START Data shown

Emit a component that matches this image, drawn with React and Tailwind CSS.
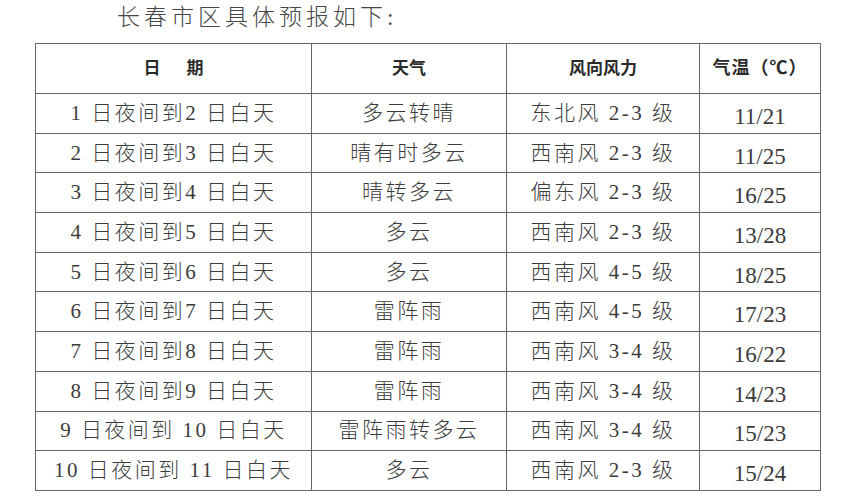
const rows = [
  ["1 日夜间到2 日白天", "多云转晴", "东北风 2-3 级", "11/21"],
  ["2 日夜间到3 日白天", "晴有时多云", "西南风 2-3 级", "11/25"],
  ["3 日夜间到4 日白天", "晴转多云", "偏东风 2-3 级", "16/25"],
  ["4 日夜间到5 日白天", "多云", "西南风 2-3 级", "13/28"],
  ["5 日夜间到6 日白天", "多云", "西南风 4-5 级", "18/25"],
  ["6 日夜间到7 日白天", "雷阵雨", "西南风 4-5 级", "17/23"],
  ["7 日夜间到8 日白天", "雷阵雨", "西南风 3-4 级", "16/22"],
  ["8 日夜间到9 日白天", "雷阵雨", "西南风 3-4 级", "14/23"],
  ["9 日夜间到 10 日白天", "雷阵雨转多云", "西南风 3-4 级", "15/23"],
  ["10 日夜间到 11 日白天", "多云", "西南风 2-3 级", "15/24"],
];

export default function App() {
  const font = { fontFamily: '"Liberation Serif", "Noto Sans CJK SC", serif' };
  return (
    <div
      className="w-[863px] h-[500px] bg-white text-[#3c3c3c] overflow-hidden"
      style={font}
    >
      <div className="pl-[117px] pt-[3px] h-[43px] text-[23px] tracking-[4px] leading-[30px] text-[#454545] font-light">
        长春市区具体预报如下:
      </div>
      <table className="ml-[35px] w-[785px] table-fixed border-collapse">
        <colgroup>
          <col className="w-[276px]" />
          <col className="w-[195px]" />
          <col className="w-[193px]" />
          <col className="w-[121px]" />
        </colgroup>
        <thead>
          <tr className="h-[50px]">
            <th className="border-[1.5px] border-[#666] text-[17px] font-bold text-[#2a2a2a]">
              日<span className="inline-block w-[26px]"></span>期
            </th>
            <th className="border-[1.5px] border-[#666] text-[17px] font-bold text-[#2a2a2a]">天气</th>
            <th className="border-[1.5px] border-[#666] text-[17px] font-bold text-[#2a2a2a]">风向风力</th>
            <th className="border-[1.5px] border-[#666] text-[18px] font-bold text-[#2a2a2a] tracking-[1px]">气温（℃）</th>
          </tr>
        </thead>
        <tbody>
          {rows.map((r, i) => (
            <tr key={i} className="h-[39.7px]">
              <td className="border-[1.5px] border-[#666] text-center text-[21px] font-light leading-none tracking-[2.5px]">{r[0]}</td>
              <td className="border-[1.5px] border-[#666] text-center text-[21px] font-light leading-none tracking-[2.5px]">{r[1]}</td>
              <td className="border-[1.5px] border-[#666] text-center text-[21px] font-light leading-none tracking-[2.5px]">{r[2]}</td>
              <td className="border-[1.5px] border-[#666] text-center text-[23px] leading-none pt-[6px]">{r[3]}</td>
            </tr>
          ))}
        </tbody>
      </table>
    </div>
  );
}
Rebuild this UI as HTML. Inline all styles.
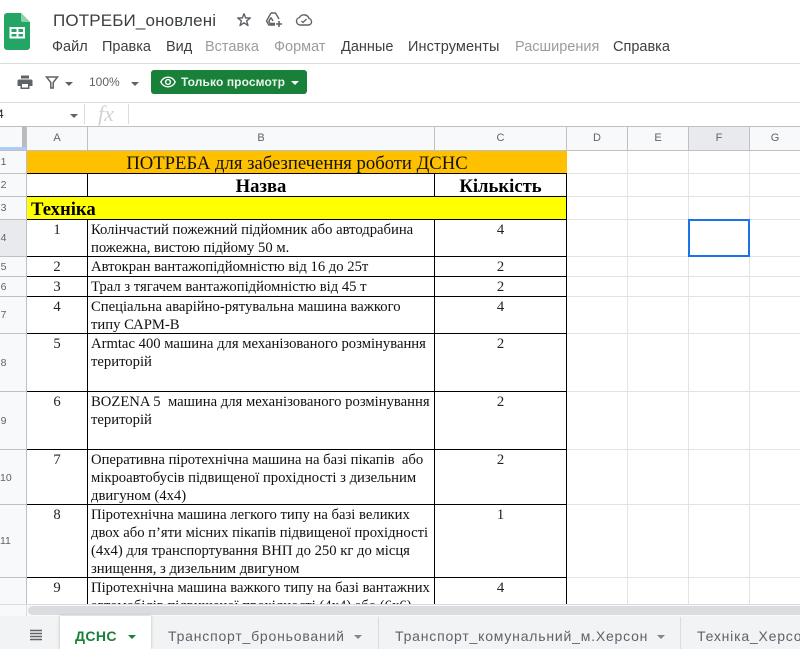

END Data shown

Stated problem:
Your task is to set down the records shown above exactly, minus any pictures.

Reply to the exercise:
Emit a component that matches this image, drawn with React and Tailwind CSS.
const rows = [
  ["1 日夜间到2 日白天", "多云转晴", "东北风 2-3 级", "11/21"],
  ["2 日夜间到3 日白天", "晴有时多云", "西南风 2-3 级", "11/25"],
  ["3 日夜间到4 日白天", "晴转多云", "偏东风 2-3 级", "16/25"],
  ["4 日夜间到5 日白天", "多云", "西南风 2-3 级", "13/28"],
  ["5 日夜间到6 日白天", "多云", "西南风 4-5 级", "18/25"],
  ["6 日夜间到7 日白天", "雷阵雨", "西南风 4-5 级", "17/23"],
  ["7 日夜间到8 日白天", "雷阵雨", "西南风 3-4 级", "16/22"],
  ["8 日夜间到9 日白天", "雷阵雨", "西南风 3-4 级", "14/23"],
  ["9 日夜间到 10 日白天", "雷阵雨转多云", "西南风 3-4 级", "15/23"],
  ["10 日夜间到 11 日白天", "多云", "西南风 2-3 级", "15/24"],
];

export default function App() {
  const font = { fontFamily: '"Liberation Serif", "Noto Sans CJK SC", serif' };
  return (
    <div
      className="w-[863px] h-[500px] bg-white text-[#3c3c3c] overflow-hidden"
      style={font}
    >
      <div className="pl-[117px] pt-[3px] h-[43px] text-[23px] tracking-[4px] leading-[30px] text-[#454545] font-light">
        长春市区具体预报如下:
      </div>
      <table className="ml-[35px] w-[785px] table-fixed border-collapse">
        <colgroup>
          <col className="w-[276px]" />
          <col className="w-[195px]" />
          <col className="w-[193px]" />
          <col className="w-[121px]" />
        </colgroup>
        <thead>
          <tr className="h-[50px]">
            <th className="border-[1.5px] border-[#666] text-[17px] font-bold text-[#2a2a2a]">
              日<span className="inline-block w-[26px]"></span>期
            </th>
            <th className="border-[1.5px] border-[#666] text-[17px] font-bold text-[#2a2a2a]">天气</th>
            <th className="border-[1.5px] border-[#666] text-[17px] font-bold text-[#2a2a2a]">风向风力</th>
            <th className="border-[1.5px] border-[#666] text-[18px] font-bold text-[#2a2a2a] tracking-[1px]">气温（℃）</th>
          </tr>
        </thead>
        <tbody>
          {rows.map((r, i) => (
            <tr key={i} className="h-[39.7px]">
              <td className="border-[1.5px] border-[#666] text-center text-[21px] font-light leading-none tracking-[2.5px]">{r[0]}</td>
              <td className="border-[1.5px] border-[#666] text-center text-[21px] font-light leading-none tracking-[2.5px]">{r[1]}</td>
              <td className="border-[1.5px] border-[#666] text-center text-[21px] font-light leading-none tracking-[2.5px]">{r[2]}</td>
              <td className="border-[1.5px] border-[#666] text-center text-[23px] leading-none pt-[6px]">{r[3]}</td>
            </tr>
          ))}
        </tbody>
      </table>
    </div>
  );
}
Rebuild this UI as HTML. Inline all styles.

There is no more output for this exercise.